[Date Prev][Date Next][Thread Prev][Thread Next][Date Index][Thread Index]
Re: revising air war kill tallies
Jose,
I think you're right, what you are discussing has only to do with MiG loss
and US claims, nothing to do with US losses and MiG claims. However in my
experience there can be a tendency of some people to want to draw
equivalence of the accuracy of Soviet aces' claims with those of US aces and
this is where the two issues can get tangled up. I agree they are actually
unrelated since the process of verification of claims differed among AF's.
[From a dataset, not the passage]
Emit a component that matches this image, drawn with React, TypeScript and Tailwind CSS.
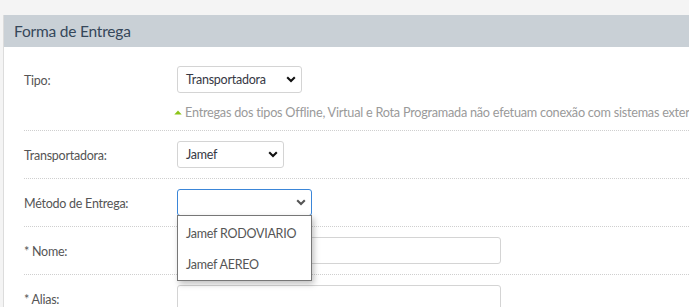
import React from "react";

const font = { fontFamily: "Lato, 'Open Sans', sans-serif" };

function Chevron({ color = "#111" }: { color?: string }) {
  return (
    <svg width="10" height="7" viewBox="0 0 10 7" className="shrink-0">
      <polyline points="1.2,1.3 5,5 8.8,1.3" fill="none" stroke={color} strokeWidth="2.1" />
    </svg>
  );
}

function Select({ w, text, focus, chevColor }: { w: string; text?: string; focus?: boolean; chevColor?: string }) {
  return (
    <div
      className={`${w} h-[27px] flex items-center justify-between pl-[8px] pr-[5px] rounded-[3px] bg-white border ${
        focus ? "border-[#3b86d8]" : "border-[#d4d4d4]"
      }`}
    >
      <span className="pt-[2px] text-[12.5px] tracking-[-0.25px] text-[#363844]">{text}</span>
      <Chevron color={chevColor} />
    </div>
  );
}

function Row({ label, children, first }: { label: string; children: React.ReactNode; first?: boolean }) {
  return (
    <div className={`flex border-b border-dotted border-[#cfcfcf] ${first ? "pt-[19px] pb-[7px]" : "py-[10px]"}`}>
      <div className="w-[153px] shrink-0 h-[27px] pt-[3px] flex items-center text-[12.5px] tracking-[-0.25px] text-[#555]">
        {label}
      </div>
      <div className="flex-1 min-w-0">{children}</div>
    </div>
  );
}

export default function App() {
  return (
    <div className="w-[689px] h-[307px] overflow-hidden bg-[#f4f4f4] pt-[15px] pl-[3px]" style={font}>
      <div className="w-[800px] h-[400px] bg-white border-l border-[#dcdcdc]">
        <div className="h-[32px] bg-[#c9d0d6] flex items-center pl-[10px] pt-[1px] text-[15.5px] tracking-[-0.2px] text-[#35475a]">
          Forma de Entrega
        </div>
        <div className="pl-[20px]">
          <Row label="Tipo:" first>
            <Select w="w-[125px]" text="Transportadora" />
            <div className="mt-[8px] h-[22px] flex items-center whitespace-nowrap text-[12.7px] tracking-[-0.25px] text-[#9a9a9a]">
              <svg width="8" height="5" viewBox="0 0 8 5" className="ml-[-3px] mr-[3px]">
                <polygon points="0.3,4.6 4,0.6 7.7,4.6" fill="#8cc418" />
              </svg>
              <span className="pt-[2px]">
                Entregas dos tipos Offline, Virtual e Rota Programada não efetuam conexão com sistemas externos
              </span>
            </div>
          </Row>
          <Row label="Transportadora:">
            <Select w="w-[107px]" text="Jamef" />
          </Row>
          <Row label="Método de Entrega:">
            <div className="relative">
              <Select w="w-[135px]" focus chevColor="#555" />
              <div className="absolute left-0 top-[26px] z-10 w-[135px] h-[66px] bg-white border border-[#777] shadow-[2px_3px_6px_rgba(0,0,0,0.25)] flex flex-col pt-[1px] pl-[8px]">
                <div className="h-[32px] pt-[3px] flex items-center whitespace-nowrap text-[12.5px] tracking-[-0.25px] text-[#555]">
                  Jamef RODOVIARIO
                </div>
                <div className="h-[32px] pt-[3px] flex items-center whitespace-nowrap text-[12.5px] tracking-[-0.25px] text-[#555]">
                  Jamef AEREO
                </div>
              </div>
            </div>
          </Row>
          <Row label="* Nome:">
            <div className="w-[324px] h-[27px] rounded-[3px] border border-[#d4d4d4] bg-white" />
          </Row>
          <Row label="* Alias:">
            <div className="w-[324px] h-[27px] rounded-[3px] border border-[#d4d4d4] bg-white" />
          </Row>
        </div>
      </div>
    </div>
  );
}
One thing to add to what I said before. I also found in the early period of
the MiG war, when only the Soviets were involved and their losses seem to be
completely documented, that a fair % of MiG losses did not correspond to any
confirmed victory by the US.
That is less than 70-75% of US confirmed victories case by case represented
a destroyed MiG, but in addition some "probables" and "damaged" did
represent a downed MiG.
So for a given ace, less than 70-75% of his confirmed victories may check
out in enemy records (if we had all those records and could be sure they
were complete). But then 1 or 2 other victories might have been scored by
him in cases when he was only awarded a "probable" or "damaged".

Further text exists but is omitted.